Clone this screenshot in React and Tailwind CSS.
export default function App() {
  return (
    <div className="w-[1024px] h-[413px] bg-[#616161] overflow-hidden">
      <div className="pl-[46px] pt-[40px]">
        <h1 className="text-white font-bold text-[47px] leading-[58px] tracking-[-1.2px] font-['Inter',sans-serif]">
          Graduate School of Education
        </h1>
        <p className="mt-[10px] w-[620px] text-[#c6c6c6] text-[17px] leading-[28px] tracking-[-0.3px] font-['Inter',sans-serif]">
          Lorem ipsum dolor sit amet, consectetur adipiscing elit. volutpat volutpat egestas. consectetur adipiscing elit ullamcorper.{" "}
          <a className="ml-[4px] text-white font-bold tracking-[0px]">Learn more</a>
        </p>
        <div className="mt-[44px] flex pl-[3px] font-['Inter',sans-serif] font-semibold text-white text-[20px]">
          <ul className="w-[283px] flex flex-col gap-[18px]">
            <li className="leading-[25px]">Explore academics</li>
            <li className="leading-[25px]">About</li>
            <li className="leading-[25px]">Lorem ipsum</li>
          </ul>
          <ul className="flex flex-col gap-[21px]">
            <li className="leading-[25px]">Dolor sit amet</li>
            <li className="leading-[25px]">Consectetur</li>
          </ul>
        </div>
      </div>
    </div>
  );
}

==

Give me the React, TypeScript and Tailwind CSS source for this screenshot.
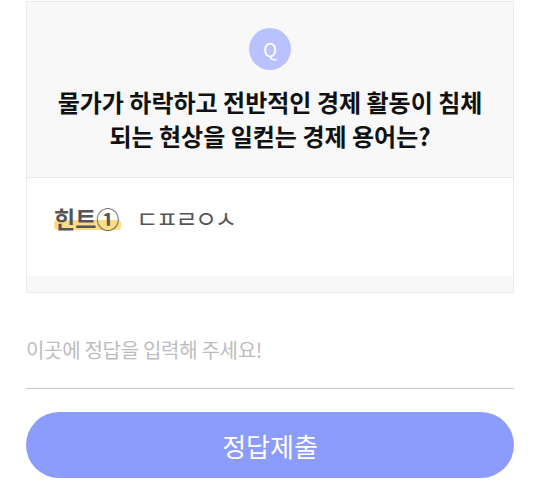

» Your goal
Copy out every line of the data that includes "this".

» Result of the exercise
Clone this screenshot in React and Tailwind CSS.
Give me the React, TypeScript and Tailwind CSS source for this screenshot.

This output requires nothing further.